Strawberry Cream Cheese Pie

Filling:
1 8 oz (? I THINK) package of Cream Cheese
1 14 oz can of sweetened condensed milk
1/3 cup lemon juice
1 tsp vanilla

Crust:
1 cup graham cracker crumbs finely crushed
3 tsp sugar
2-3 tbsp butter

Topping:
Blended, thawed, frozen strawberries or some other fruit topping that you prefer.
*Unsweetened topping like raw blended fruit is good because the pie is really rich and sweet on it's own.

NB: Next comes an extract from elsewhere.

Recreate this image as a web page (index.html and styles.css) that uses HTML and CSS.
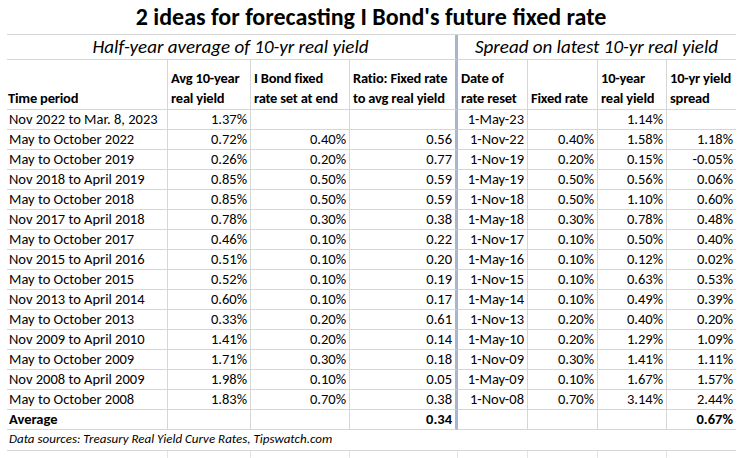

Take cream cheese out of the fridge and allow to sit out so that it will be at room temperature when you need it later. Preheat oven to 350 degrees. Put graham cracher crumbs, sugar, and melted butter into an 8 or 9 inch diameter pie pan. Mix together and press against the sides of the pie pan to form a crust. Bake in the oven for 10 minutes and then allow to cool.

In a large mixing bowl, whip cream cheese until light and fluffy. Continue to whip and gradually add condensed milk, lemon juice, and vanilla. Whip all together until you have a nice thick mixture with a fluffy texture. Pour contents into cooled pie crust, cover* and chill in the fridge for 2 - 3 hours at least before serving. I usually chill over night.

As you serve, top with desired topping.

* I use an upside down ceramic plate or something instead of plastic wrap to cover the pie pan so that the filling doesn't stick to the plastic wrap or anything.

* If while you're serving, the pie starts to be harder to work with since it is coming back to room temperature, put it back in the fridge or freezer for a couple minutes to set back up.